By not being on the lookout, even for a brief period of time, I missed out.
Getting on with your rivals
I’ve never seen any of these cats fight one another. There’s always a mild air of distrust about them, but they seem to tolerate each other and they’re rarely separated by any considerable distance.
More cats, more cat coverage, more cat scratches. If a local happens to be attracted by one of them, suddenly they’re surrounded by four furballs all vying for attention. Everyone’s a winner (bar allergy sufferers caught in the crossfire).
Chances are, unless your freelance work is incredibly niche, you’re going to have competitors going after the same work as you. This could lead to friction and arguments, but that would be useless. You get nothing out of that. You should make an effort (as a lot of people do) to get to know the people who share your field.
Local networks can be an immense wealth of knowledge and contacts. It’s a matter of helping each other out when you can. It’s always good to have someone with whom to complain about clients and blow off some steam, as well.
Knowing when to be cautious
Occasionally these cats, that I daresay are close and dear friends of mine, treat me as though I’m going to bash them to death with my boots and turn them into a coat.
They’ll give me this weird look as I walk towards them, and then suddenly bolt up a tree or disappear entirely. On these occasions, they act like I’m the most terrifying thing they’ve ever come across. Then, next time I see them, they’re all purrs.

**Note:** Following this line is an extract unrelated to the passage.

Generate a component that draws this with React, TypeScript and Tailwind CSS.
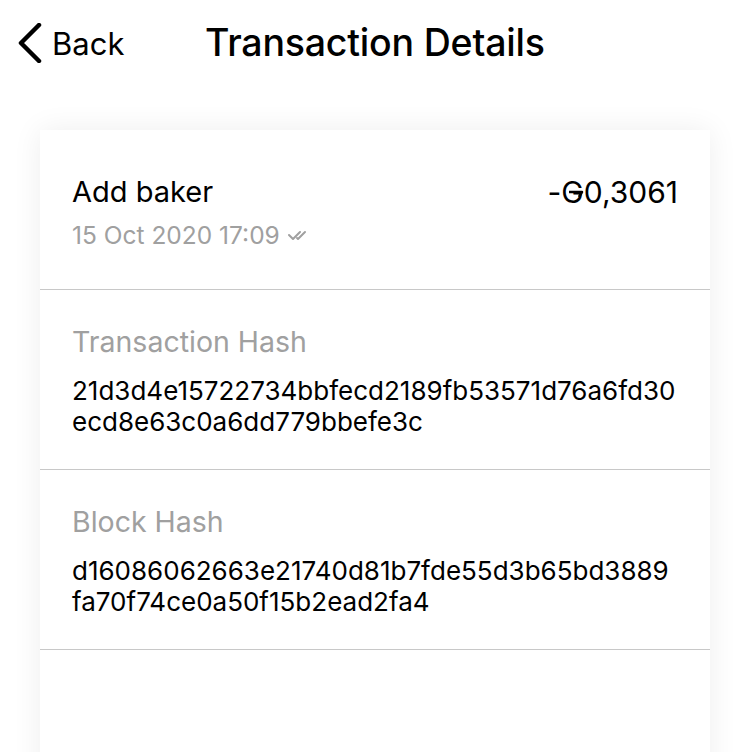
import React from 'react';

const font = { fontFamily: 'Inter, "Noto Sans", sans-serif' };

interface HashSectionProps {
  label: string;
  lines: string[];
}

const HashSection: React.FC<HashSectionProps> = ({ label, lines }) => (
  <div className="h-[180px] border-b border-[#c8c8c8] px-8 pt-[34px]">
    <div className="text-[28.5px] leading-[36px] text-[#a0a0a0]">{label}</div>
    <div className="mt-[15px] text-[26px] leading-[31px] text-black">
      {lines.map((line) => (
        <div key={line}>{line}</div>
      ))}
    </div>
  </div>
);

export default function App() {
  return (
    <div className="w-[750px] h-[752px] overflow-hidden bg-white" style={font}>
      {/* Barra superior */}
      <div className="flex items-center h-[86px]">
        <div className="flex items-center pl-[16px] w-[205px]">
          <svg width="28" height="40" viewBox="0 0 28 40" fill="none">
            <path d="M23 2 L5 20 L23 38" stroke="black" strokeWidth="4.5" strokeLinecap="round" strokeLinejoin="round" />
          </svg>
          <span className="ml-[8px] text-[31px] leading-none text-black">Back</span>
        </div>
        <h1 className="text-[37.5px] leading-none font-medium text-black tracking-[-0.2px]">Transaction Details</h1>
      </div>

      <div className="px-10 pt-[44px]">
        <div className="bg-white h-[700px] shadow-[0_0_28px_rgba(0,0,0,0.07)]">
          {/* Resumen */}
          <div className="h-[160px] border-b border-[#c8c8c8] px-8 pt-[44px]">
            <div className="flex items-center justify-between">
              <span className="text-[29px] leading-[36px] text-black">Add baker</span>
              <span className="text-[30px] leading-[36px] text-black flex items-center">
                -
                <span className="relative inline-block">
                  G
                  <svg className="absolute left-[8px] top-[15px]" width="16" height="10" viewBox="0 0 16 10" fill="none">
                    <path d="M0 3 L13 3 L10 8" stroke="black" strokeWidth="2.5" strokeLinejoin="round" />
                  </svg>
                </span>
                0,3061
              </span>
            </div>
            <div className="mt-[10px] flex items-center text-[24.5px] leading-[30px] text-[#a0a0a0]">
              <span>15 Oct 2020 17:09</span>
              <svg className="ml-[8px]" width="22" height="12" viewBox="0 0 22 12" fill="none">
                <path d="M1 6 L5 10 L12 3" stroke="#a0a0a0" strokeWidth="2" strokeLinecap="round" strokeLinejoin="round" />
                <path d="M9 9 L10 10 L17 3" stroke="#a0a0a0" strokeWidth="2" strokeLinecap="round" strokeLinejoin="round" />
              </svg>
            </div>
          </div>

          <HashSection
            label="Transaction Hash"
            lines={['21d3d4e15722734bbfecd2189fb53571d76a6fd30', 'ecd8e63c0a6dd779bbefe3c']}
          />
          <HashSection
            label="Block Hash"
            lines={['d16086062663e21740d81b7fde55d3b65bd3889', 'fa70f74ce0a50f15b2ead2fa4']}
          />
        </div>
      </div>
    </div>
  );
}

This fickleness often makes me question why I don’t hate these cats with my very being, but it also teaches us about freelancing.
Not every job is worth taking. Some may even seem like they’re perfect for you, but be careful not to just jump in without giving it some proper thought. Be sure to get all the information you need to ensure you can do the best job you can.
Double and triple check there isn’t some personal event in your calendar that’ll cause you to miss a deadline. If something seems a bit off about a client, see if you can find someone who has worked for them before to double check they’re not going to stiff you when the work is done. Be careful, and live to freelance another day!